Shin-ban Kemono-zukushi (All Animals). Artist: Utagawa Kunitora. Period: Edo period, 19th century. Material: Multicolor woodblock print on paper. Collection: Tobacco and Salt Museum, Tokyo.
During Japan's Edo period, artists produced omocha-e, or toy pictures, for children. This work by Utagawa Kunitora, created using woodblock printing, is a colorful visual dictionary of the animal kingdom.
The artist doesn't use any perspective rules or ground lines on the paper. He scatters the figures freely across a light blue background. There's no natural zoological classification in this composition. Pets, wild predators, and supernatural creatures from Japanese folklore share the same surface.
Now, let's look at the figures in the upper left corner. A legendary nine-tailed fox with golden-yellow fur stands leaping over a black cloud. Immediately to its right--our left--we see a running gray wild boar, a striped tiger with its mouth wide open, and a green lion-dog with flaming red limbs. As we descend toward the middle, large mammals fill the space. There's a jet-black ox, a rearing brown horse, and a spotted leopard arching its back. Kunitora has added the name of each animal in Japanese characters for children to read.
Let's move to the bottom section. In the right corner, a huge, gray elephant stands holding a yellow bale of straw with its trunk. The elephant's human-like eyes, knee joints, and thick-nailed feet are far from anatomically realistic.
During the Edo period, Japan was tightly closed to the outside world, so people had almost no chance to see a live elephant. Illustrators often depicted these exotic creatures based on exaggerated drawings from ancient Chinese scrolls or hearsay from travelers. Immediately to the left of the elephant are creatures familiar from everyday life.

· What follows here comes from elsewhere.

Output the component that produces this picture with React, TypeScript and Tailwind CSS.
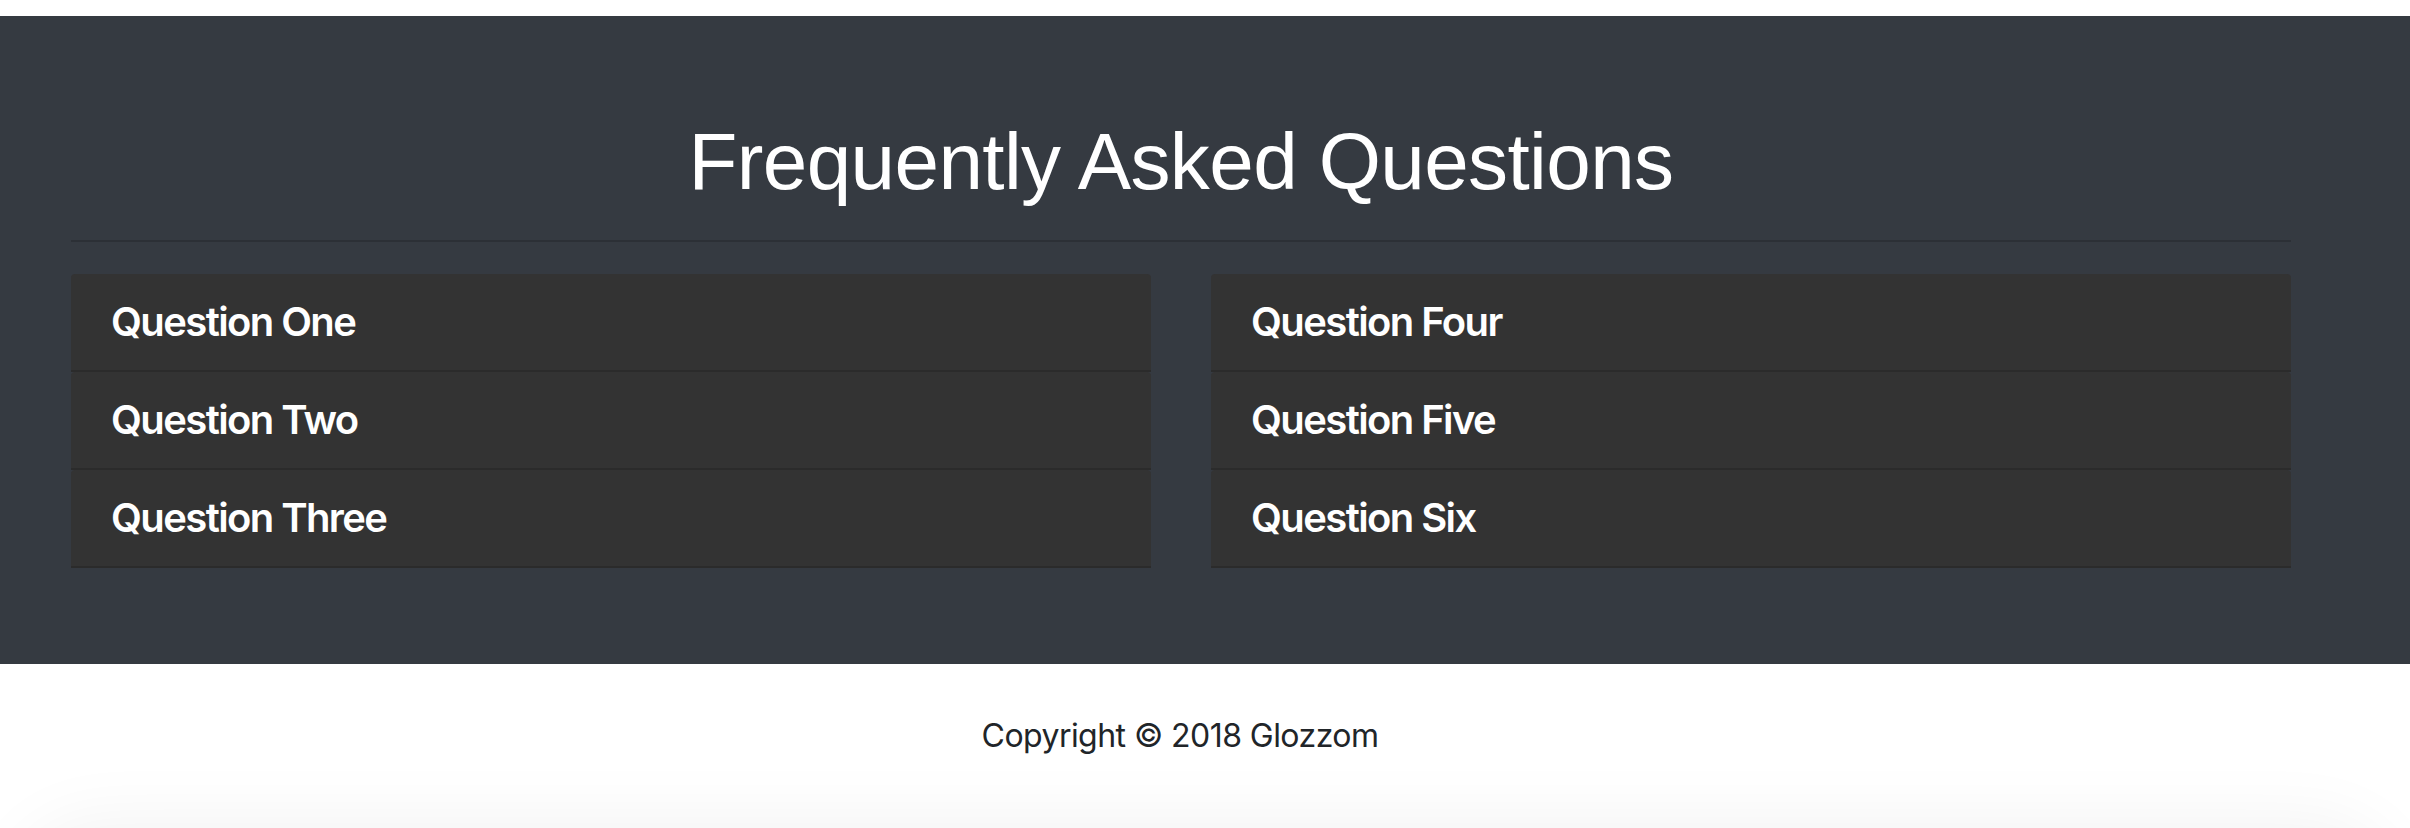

Look just below the spotted deer and the black ox in the center. The inscription next to this cross-legged creature--with its pure white face and disproportionately long black arms--reads *Enkou*. Kunitora has drawn him here as a cute monkey with his arms wrapped around his body.
However, in Japanese folklore, Enkou isn't an innocent creature at all. It's a local variety of the spooky water spirits known as Kappa that inhabit rivers. According to Shikoku folk legends, these creatures have an extremely flexible anatomy. When you pull one of their arms, the other arm instantly shortens. Enkou stealthily attacks horses and people who approach the water's edge at night. They drag their victims into the water and drown them. Their true goal is to rip the shirikodama--a legendary organ believed to house the human soul--from their victims' bodies.
In the midst of an educational picture, one of the most dangerous beings in Japanese mythology takes its place like just another ordinary animal.